Optimizing the number of Unicorns and buffer size

I know that Discourse setup provides sane defaults for most occasions nowadays, but I still want to ask some guidance on optimal settings. It seems that we will get a hosting partner that provides us with the server and what is on the table is this VPS:

  • 6x vCore CPUs (Xeons @ 2.40GHz, I beleive)
  • 8GB of RAM

My primary goal is to tweak the settings for maximum capability of handling traffic spikes, ie. concurrent users. How would you experts set the number of unicorns and the size of the database buffer?

4 Likes

The usual, which is

  • DB gets 1/4 of memory
  • Up to two unicorns per “real” CPU core (I’d limit to 8 for now though)
4 Likes

Found the limits of our setup yesterday, with about 400+ concurrent sessions and many of them being logged in, actively polling and chatting. The day before we delivered 138k page views without a hitch.

The bottleneck was the number of unicorns (8). We only reached about 35% CPU loads and there were 2GBs of free RAM with these settings. I changed to 10 unicorns, after which we had no more hiccups and served a peak of 440 sessions, and got CPU loads closer to 50%.

But then it was getting late and things cooled down and I wasn’t able to do any more live performance testing with max load.

Anyway, with UpClouds 6-core / 8GB RAM plan (or similar) I would say that 10 unicorns is better than 8. I’ll be looking at the amount of free RAM and and lets see if even 11-12 would be feasible. Ping @mpalmer?

5 Likes

With these changes the amount of free memory has reduced from 2GB to 1GB, so roughly -0.5 gigs per unicorn added.

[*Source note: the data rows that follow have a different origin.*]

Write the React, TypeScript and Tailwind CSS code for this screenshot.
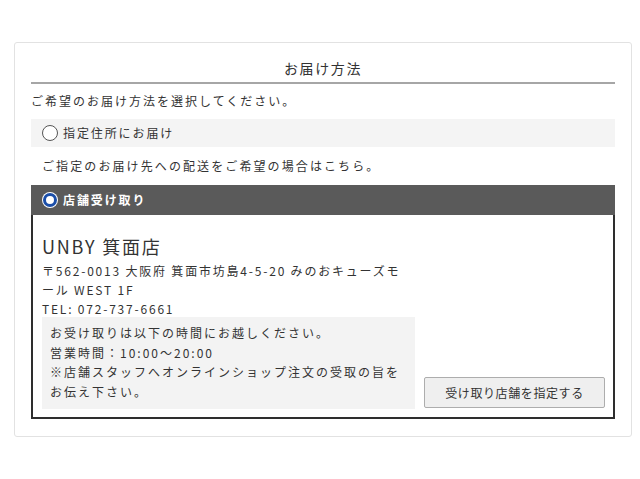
import React from "react";

const font = { fontFamily: '"Noto Sans CJK JP", "Noto Sans", sans-serif' };

export default function App() {
  return (
    <div className="w-[640px] h-[479px] bg-white pt-[42px] pl-[14px] text-[#333]" style={font}>
      <div className="w-[618px] border border-[#e2e2e2] rounded-[3px] px-[16px] pb-[17px]">
        <div className="pt-[15px] pb-[4px] text-center text-[14px] leading-[20px] tracking-[1.6px] border-b-2 border-[#a6a6a6]">
          お届け方法
        </div>
        <div className="mt-[7px] mb-[8px] text-[12px] leading-[20px] tracking-[2px]">
          ご希望のお届け方法を選択してください。
        </div>
        <div className="h-[28px] bg-[#f4f4f4] flex items-center pl-[11px] gap-[5px]">
          <span className="w-[16px] h-[16px] rounded-full border-[1.5px] border-[#555] bg-white" />
          <span className="text-[12px] leading-[20px] tracking-[1.9px]">指定住所にお届け</span>
        </div>
        <div className="h-[38px] flex items-center pl-[11px] text-[12px] tracking-[2.1px]">
          ご指定のお届け先への配送をご希望の場合はこちら。
        </div>
        <div className="h-[30px] bg-[#5a5a5a] flex items-center pl-[11px] gap-[5px]">
          <span className="w-[16px] h-[16px] rounded-full bg-white flex items-center justify-center">
            <span className="w-[14px] h-[14px] rounded-full border-[3px] border-[#1b4ea8] bg-white" />
          </span>
          <span className="text-[12px] leading-[20px] tracking-[1.9px] text-white font-bold">店舗受け取り</span>
        </div>
        <div className="border-2 border-t-0 border-[#2e2e2e] pl-[9px] pr-[8px] pt-[19px] pb-[8px]">
          <div className="text-[18px] leading-[24px] tracking-[1.8px]">UNBY 箕面店</div>
          <div className="mt-[3px] text-[12px] leading-[19px] tracking-[1.8px] whitespace-nowrap">
            <div>〒562-0013 大阪府 箕面市坊島4-5-20 みのおキューズモ</div>
            <div>ール WEST 1F</div>
            <div>TEL: 072-737-6661</div>
          </div>
          <div className="flex items-end gap-[9px] -mt-[1px]">
            <div className="w-[373px] bg-[#f3f3f3] pl-[8px] pt-[6px] pb-[8px] text-[12px] leading-[19.5px] tracking-[2px] whitespace-nowrap">
              <div>お受け取りは以下の時間にお越しください。</div>
              <div>営業時間：10:00〜20:00</div>
              <div>※店舗スタッフへオンラインショップ注文の受取の旨を</div>
              <div>お伝え下さい。</div>
            </div>
            <button className="w-[181px] h-[31px] mb-[1px] bg-[#efefef] border border-[#adadad] rounded-[2px] text-[12px] tracking-[0.6px] text-[#333]">
              受け取り店舗を指定する
            </button>
          </div>
        </div>
      </div>
    </div>
  );
}
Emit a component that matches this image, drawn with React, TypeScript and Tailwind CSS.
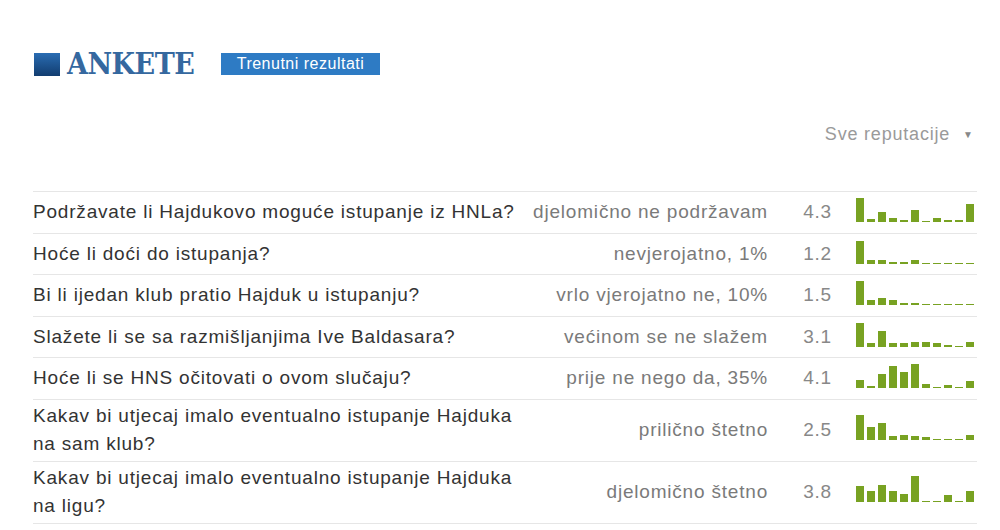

Is there a recommendation for the amount of RAM to keep free, thus available for Linux to use as disk cache? I have 1/4 of the RAM (=2GB) allocated to the database buffer.

Increasing the number of unicorn workers to suit your CPU and RAM capacity is perfectly reasonable. The “two unicorns per core” guideline is a starting figure. CPUs differ (wildly) in their performance, and VPSes make that even more complicated (because you can never tell who else is on the box and what they’re doing with the CPU), so you start conservative, and if you find that you’re running out of unicorns before you’re running out of CPU and RAM, then you just keep increasing the unicorns.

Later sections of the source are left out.